▶ **Data listing**:
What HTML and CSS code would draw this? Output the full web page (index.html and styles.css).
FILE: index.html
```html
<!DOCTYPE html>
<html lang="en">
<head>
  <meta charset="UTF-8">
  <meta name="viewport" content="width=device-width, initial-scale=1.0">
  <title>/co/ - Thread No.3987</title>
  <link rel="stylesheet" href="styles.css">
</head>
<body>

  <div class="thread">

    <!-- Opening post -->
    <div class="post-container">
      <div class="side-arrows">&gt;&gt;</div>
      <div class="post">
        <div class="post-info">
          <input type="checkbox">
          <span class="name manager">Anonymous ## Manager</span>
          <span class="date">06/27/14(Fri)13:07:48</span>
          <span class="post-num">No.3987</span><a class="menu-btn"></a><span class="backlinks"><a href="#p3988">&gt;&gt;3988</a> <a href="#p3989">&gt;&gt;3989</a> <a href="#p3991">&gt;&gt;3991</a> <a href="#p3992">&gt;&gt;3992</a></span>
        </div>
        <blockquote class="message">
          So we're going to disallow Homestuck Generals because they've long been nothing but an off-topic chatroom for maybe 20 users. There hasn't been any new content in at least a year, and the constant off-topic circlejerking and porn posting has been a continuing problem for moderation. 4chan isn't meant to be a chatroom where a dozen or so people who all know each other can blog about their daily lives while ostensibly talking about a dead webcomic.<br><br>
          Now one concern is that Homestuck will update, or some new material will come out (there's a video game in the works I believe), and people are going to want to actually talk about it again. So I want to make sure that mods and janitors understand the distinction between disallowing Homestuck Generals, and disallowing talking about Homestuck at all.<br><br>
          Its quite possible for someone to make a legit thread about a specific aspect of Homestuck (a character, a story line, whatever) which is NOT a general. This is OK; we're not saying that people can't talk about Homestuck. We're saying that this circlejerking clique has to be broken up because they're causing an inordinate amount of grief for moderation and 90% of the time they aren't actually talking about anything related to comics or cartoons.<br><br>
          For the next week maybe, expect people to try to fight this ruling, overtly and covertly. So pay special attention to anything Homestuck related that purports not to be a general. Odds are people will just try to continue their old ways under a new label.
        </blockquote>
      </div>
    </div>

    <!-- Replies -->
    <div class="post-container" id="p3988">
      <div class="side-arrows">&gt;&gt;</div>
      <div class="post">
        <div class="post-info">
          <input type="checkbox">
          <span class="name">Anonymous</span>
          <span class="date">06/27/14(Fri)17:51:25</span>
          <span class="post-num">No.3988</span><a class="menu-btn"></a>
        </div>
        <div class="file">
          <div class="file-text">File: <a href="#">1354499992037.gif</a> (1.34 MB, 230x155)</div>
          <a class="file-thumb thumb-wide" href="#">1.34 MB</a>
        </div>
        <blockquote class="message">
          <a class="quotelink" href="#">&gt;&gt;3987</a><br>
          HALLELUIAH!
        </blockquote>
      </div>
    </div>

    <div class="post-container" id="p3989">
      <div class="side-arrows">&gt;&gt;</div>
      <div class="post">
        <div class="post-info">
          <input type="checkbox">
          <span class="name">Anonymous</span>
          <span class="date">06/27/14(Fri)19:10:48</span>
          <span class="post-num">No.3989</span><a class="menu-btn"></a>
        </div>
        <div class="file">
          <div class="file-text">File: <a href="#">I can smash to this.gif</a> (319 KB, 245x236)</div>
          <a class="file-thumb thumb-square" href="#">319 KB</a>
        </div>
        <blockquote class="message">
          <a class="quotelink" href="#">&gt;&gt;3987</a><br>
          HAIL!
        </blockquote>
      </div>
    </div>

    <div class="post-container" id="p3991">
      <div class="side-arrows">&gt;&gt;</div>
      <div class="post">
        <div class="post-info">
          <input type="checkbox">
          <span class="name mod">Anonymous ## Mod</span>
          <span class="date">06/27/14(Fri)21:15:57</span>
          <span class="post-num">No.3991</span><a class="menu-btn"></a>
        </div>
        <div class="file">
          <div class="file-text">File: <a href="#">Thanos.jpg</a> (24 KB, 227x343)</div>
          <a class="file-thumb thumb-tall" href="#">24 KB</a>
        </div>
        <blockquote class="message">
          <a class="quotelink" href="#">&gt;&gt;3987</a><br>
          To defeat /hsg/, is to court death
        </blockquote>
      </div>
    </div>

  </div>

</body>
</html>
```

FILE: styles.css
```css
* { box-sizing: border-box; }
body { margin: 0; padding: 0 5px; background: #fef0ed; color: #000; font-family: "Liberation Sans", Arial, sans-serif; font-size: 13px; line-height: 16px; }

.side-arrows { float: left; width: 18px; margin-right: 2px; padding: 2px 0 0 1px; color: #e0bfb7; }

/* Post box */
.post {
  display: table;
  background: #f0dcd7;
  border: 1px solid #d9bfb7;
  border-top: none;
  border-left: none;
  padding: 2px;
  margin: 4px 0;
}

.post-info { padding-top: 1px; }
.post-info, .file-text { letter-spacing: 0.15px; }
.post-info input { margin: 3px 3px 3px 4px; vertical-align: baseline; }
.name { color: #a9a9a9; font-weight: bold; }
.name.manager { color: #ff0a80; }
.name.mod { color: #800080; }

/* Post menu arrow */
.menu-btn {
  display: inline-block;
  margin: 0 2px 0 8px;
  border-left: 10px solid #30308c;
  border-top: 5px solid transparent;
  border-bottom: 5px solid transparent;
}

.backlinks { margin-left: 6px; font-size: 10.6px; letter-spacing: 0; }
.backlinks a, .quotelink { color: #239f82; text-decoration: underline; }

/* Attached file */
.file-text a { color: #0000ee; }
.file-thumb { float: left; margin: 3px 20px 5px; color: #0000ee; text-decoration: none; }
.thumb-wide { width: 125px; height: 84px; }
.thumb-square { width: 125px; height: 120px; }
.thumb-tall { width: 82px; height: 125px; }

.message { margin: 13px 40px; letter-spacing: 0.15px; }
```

==

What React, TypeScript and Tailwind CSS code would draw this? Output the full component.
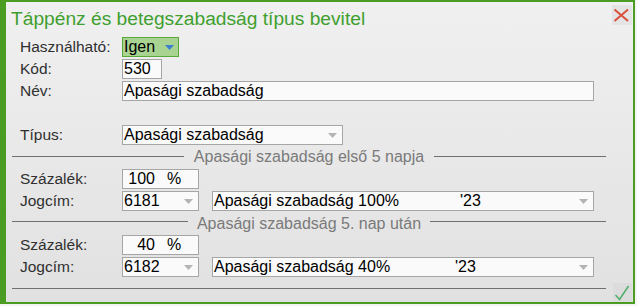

---

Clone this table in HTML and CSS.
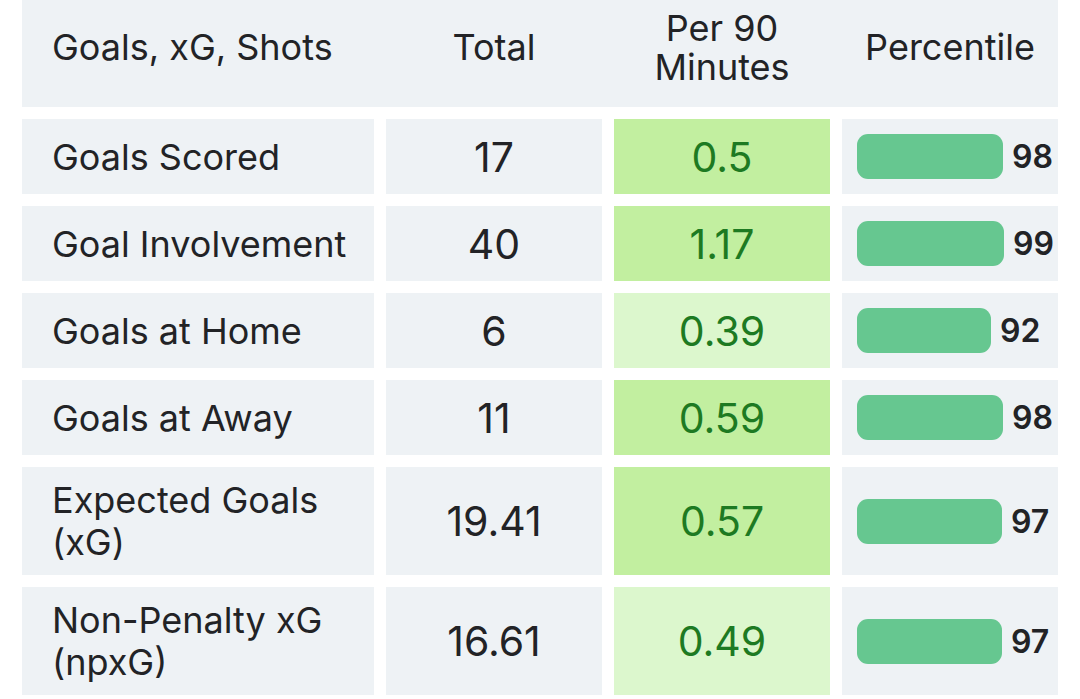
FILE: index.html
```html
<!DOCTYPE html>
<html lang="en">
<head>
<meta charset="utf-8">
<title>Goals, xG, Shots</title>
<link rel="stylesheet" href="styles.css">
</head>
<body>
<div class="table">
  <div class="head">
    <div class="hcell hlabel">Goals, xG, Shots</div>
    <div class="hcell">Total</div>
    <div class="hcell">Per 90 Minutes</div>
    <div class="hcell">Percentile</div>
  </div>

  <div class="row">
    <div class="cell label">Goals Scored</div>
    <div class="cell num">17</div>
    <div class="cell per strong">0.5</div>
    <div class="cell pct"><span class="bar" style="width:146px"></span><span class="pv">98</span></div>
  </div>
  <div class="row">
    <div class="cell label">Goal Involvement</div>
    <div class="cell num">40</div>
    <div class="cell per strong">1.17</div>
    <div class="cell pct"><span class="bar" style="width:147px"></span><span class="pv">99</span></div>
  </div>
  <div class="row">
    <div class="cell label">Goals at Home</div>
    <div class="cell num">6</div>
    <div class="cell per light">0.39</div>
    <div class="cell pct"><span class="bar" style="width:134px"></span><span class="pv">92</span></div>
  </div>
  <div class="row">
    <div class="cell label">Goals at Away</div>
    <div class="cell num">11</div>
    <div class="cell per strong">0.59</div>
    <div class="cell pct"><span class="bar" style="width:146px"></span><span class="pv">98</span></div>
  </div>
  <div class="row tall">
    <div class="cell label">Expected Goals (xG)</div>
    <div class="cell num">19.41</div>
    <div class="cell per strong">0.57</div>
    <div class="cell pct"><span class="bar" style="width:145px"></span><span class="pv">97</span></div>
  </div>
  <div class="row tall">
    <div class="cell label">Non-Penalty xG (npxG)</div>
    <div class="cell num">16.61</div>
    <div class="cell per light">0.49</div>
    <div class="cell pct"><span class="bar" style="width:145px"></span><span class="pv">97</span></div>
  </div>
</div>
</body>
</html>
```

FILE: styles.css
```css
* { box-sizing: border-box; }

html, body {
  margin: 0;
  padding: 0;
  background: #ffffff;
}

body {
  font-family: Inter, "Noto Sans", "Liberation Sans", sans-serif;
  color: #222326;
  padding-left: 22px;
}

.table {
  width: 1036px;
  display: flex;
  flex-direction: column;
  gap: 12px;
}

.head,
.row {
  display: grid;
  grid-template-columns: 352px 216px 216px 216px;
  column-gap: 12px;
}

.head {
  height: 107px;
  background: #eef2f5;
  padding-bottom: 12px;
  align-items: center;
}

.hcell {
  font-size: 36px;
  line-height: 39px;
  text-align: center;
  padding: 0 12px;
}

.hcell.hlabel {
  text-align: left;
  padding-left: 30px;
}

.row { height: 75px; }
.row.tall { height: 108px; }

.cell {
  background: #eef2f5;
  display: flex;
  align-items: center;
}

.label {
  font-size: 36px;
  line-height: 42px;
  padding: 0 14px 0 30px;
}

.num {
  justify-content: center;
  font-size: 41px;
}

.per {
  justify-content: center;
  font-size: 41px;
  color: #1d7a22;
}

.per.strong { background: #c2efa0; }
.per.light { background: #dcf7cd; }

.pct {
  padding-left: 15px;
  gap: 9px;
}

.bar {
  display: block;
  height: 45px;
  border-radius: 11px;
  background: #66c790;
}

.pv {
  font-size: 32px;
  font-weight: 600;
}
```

▶ **Instructions for the task**: Which lines of the material contain the string "draw"? List each of them.

▶ **Correct answer**:
What HTML and CSS code would draw this? Output the full web page (index.html and styles.css).
What React, TypeScript and Tailwind CSS code would draw this? Output the full component.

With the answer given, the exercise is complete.